++++ RECORDED INFORMATION
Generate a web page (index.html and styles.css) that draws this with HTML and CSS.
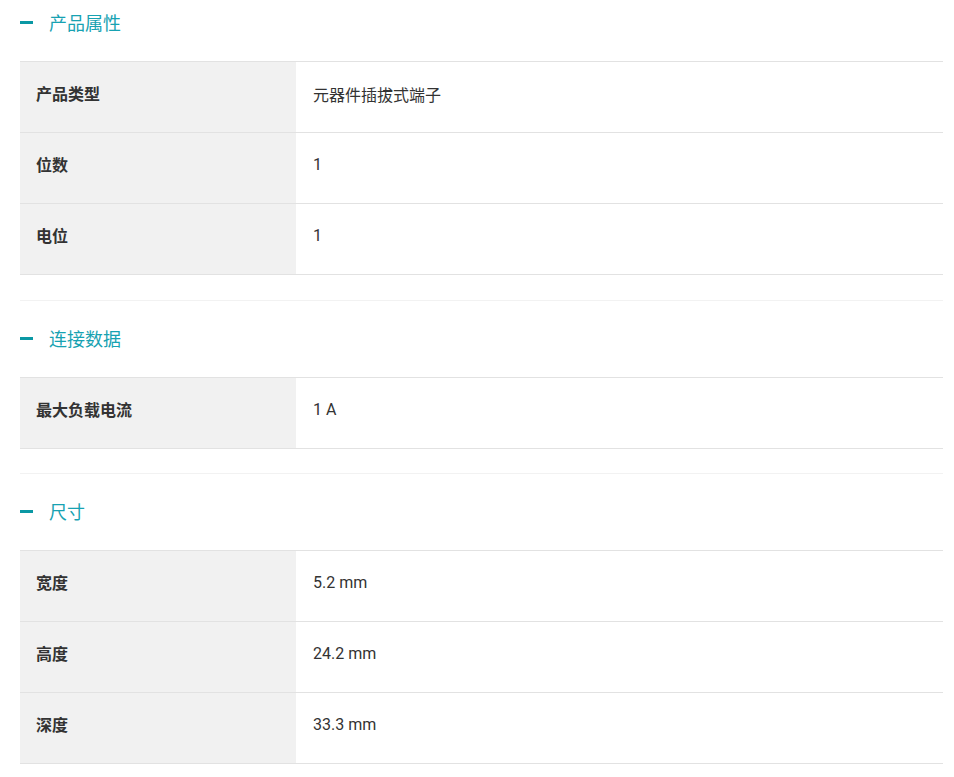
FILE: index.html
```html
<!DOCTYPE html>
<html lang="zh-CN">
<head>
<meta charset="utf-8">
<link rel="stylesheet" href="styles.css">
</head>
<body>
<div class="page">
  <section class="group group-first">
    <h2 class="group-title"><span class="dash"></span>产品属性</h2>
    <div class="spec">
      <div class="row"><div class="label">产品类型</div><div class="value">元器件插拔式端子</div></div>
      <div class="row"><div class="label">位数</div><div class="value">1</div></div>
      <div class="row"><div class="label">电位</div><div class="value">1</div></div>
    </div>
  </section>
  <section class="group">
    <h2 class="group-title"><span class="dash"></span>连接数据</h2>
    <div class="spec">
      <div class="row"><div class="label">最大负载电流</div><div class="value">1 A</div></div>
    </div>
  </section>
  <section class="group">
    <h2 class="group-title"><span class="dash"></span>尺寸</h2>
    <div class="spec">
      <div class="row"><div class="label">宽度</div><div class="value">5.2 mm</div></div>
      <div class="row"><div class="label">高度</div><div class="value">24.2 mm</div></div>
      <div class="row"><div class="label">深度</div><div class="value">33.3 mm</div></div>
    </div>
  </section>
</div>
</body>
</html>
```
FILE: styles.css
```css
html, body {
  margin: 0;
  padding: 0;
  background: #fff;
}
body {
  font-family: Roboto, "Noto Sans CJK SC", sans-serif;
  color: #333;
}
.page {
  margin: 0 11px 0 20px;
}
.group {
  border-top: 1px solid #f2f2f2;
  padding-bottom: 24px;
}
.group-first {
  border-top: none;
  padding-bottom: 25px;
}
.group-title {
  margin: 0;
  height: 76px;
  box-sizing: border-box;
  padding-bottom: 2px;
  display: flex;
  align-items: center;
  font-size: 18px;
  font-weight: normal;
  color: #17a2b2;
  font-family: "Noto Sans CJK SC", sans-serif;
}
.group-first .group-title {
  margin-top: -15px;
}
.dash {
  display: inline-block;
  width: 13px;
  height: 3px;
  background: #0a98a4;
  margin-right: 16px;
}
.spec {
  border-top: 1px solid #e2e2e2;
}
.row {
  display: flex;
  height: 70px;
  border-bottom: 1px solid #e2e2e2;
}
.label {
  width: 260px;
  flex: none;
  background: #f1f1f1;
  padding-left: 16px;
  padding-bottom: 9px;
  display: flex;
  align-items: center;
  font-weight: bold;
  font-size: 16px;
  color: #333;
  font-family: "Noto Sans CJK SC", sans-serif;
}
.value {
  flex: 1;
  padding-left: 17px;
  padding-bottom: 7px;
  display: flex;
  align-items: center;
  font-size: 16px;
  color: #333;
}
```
++++++++
**WHAT YOU NEED TO DO**
Write out the full set of lines verbatim, without the pictures.

**EXERCISE RESULT**
Generate a web page (index.html and styles.css) that draws this with HTML and CSS.
FILE: index.html
```html
<!DOCTYPE html>
<html lang="zh-CN">
<head>
<meta charset="utf-8">
<link rel="stylesheet" href="styles.css">
</head>
<body>
<div class="page">
  <section class="group group-first">
    <h2 class="group-title"><span class="dash"></span>产品属性</h2>
    <div class="spec">
      <div class="row"><div class="label">产品类型</div><div class="value">元器件插拔式端子</div></div>
      <div class="row"><div class="label">位数</div><div class="value">1</div></div>
      <div class="row"><div class="label">电位</div><div class="value">1</div></div>
    </div>
  </section>
  <section class="group">
    <h2 class="group-title"><span class="dash"></span>连接数据</h2>
    <div class="spec">
      <div class="row"><div class="label">最大负载电流</div><div class="value">1 A</div></div>
    </div>
  </section>
  <section class="group">
    <h2 class="group-title"><span class="dash"></span>尺寸</h2>
    <div class="spec">
      <div class="row"><div class="label">宽度</div><div class="value">5.2 mm</div></div>
      <div class="row"><div class="label">高度</div><div class="value">24.2 mm</div></div>
      <div class="row"><div class="label">深度</div><div class="value">33.3 mm</div></div>
    </div>
  </section>
</div>
</body>
</html>
```
FILE: styles.css
```css
html, body {
  margin: 0;
  padding: 0;
  background: #fff;
}
body {
  font-family: Roboto, "Noto Sans CJK SC", sans-serif;
  color: #333;
}
.page {
  margin: 0 11px 0 20px;
}
.group {
  border-top: 1px solid #f2f2f2;
  padding-bottom: 24px;
}
.group-first {
  border-top: none;
  padding-bottom: 25px;
}
.group-title {
  margin: 0;
  height: 76px;
  box-sizing: border-box;
  padding-bottom: 2px;
  display: flex;
  align-items: center;
  font-size: 18px;
  font-weight: normal;
  color: #17a2b2;
  font-family: "Noto Sans CJK SC", sans-serif;
}
.group-first .group-title {
  margin-top: -15px;
}
.dash {
  display: inline-block;
  width: 13px;
  height: 3px;
  background: #0a98a4;
  margin-right: 16px;
}
.spec {
  border-top: 1px solid #e2e2e2;
}
.row {
  display: flex;
  height: 70px;
  border-bottom: 1px solid #e2e2e2;
}
.label {
  width: 260px;
  flex: none;
  background: #f1f1f1;
  padding-left: 16px;
  padding-bottom: 9px;
  display: flex;
  align-items: center;
  font-weight: bold;
  font-size: 16px;
  color: #333;
  font-family: "Noto Sans CJK SC", sans-serif;
}
.value {
  flex: 1;
  padding-left: 17px;
  padding-bottom: 7px;
  display: flex;
  align-items: center;
  font-size: 16px;
  color: #333;
}
```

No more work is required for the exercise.